Well after working through all that, my mind is certainly dazed and confused. My lizard brain (the evident locus of moral sensibility) says USers who voted for Bush are evil and must die. My refined, powder puff Kantian brain (higher rational temporal lobes) says USers are using their lizard brain and just don't know any better.

It seems the central issue is attempting to reconcile values with facts. Since these are fundamentally incompatible there is no reconciliation.

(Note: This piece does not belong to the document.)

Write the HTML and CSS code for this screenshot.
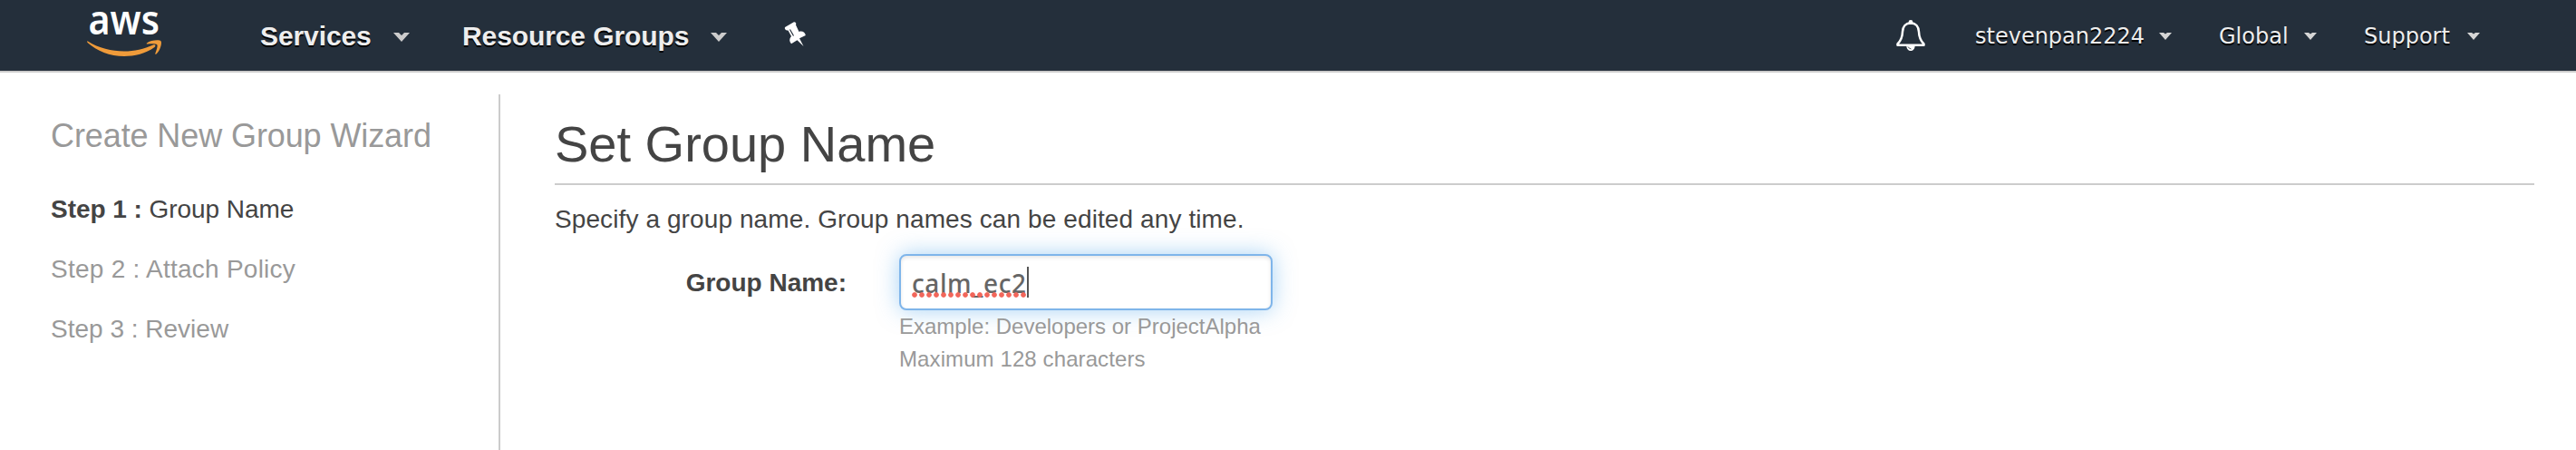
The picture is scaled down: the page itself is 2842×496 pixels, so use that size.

The underlying assumption of a value ladened world view is that there is such a thing as moral rectitude at work in human events. Good guys win, bad guys lose. Such a view can not assimilate the problem that historical facts seem to have no rectitude at all. Events may have material causes and effects but these causal chains don't correspond to moral dramaturgy. Instead, sometimes they do, sometimes they don't. If you are very careful about how you choose to read history, then it will come out right. Vietnam revisionists are a case in point. But then, so are the WWII historians who endlessly re-tell the same story of how good triumphed over evil. A closer reading of WWII opens a landscape much more difficult to assimilate. For example, how good was it to cook the Japanese in Hiroshima for demonstration purposes, ignore the extermination camps until after liberation, sell out the communist undergrounds all over Europe or start a forty year cold war with our most important military ally?

The problem is that the moral assessment of causes and effects bares no relation to their empirical arrangements and outcomes. And yet the core of every national myth does precisely that. To point out some fact that contradicts the moral figure of the nation is betrayal of the lizard tribe.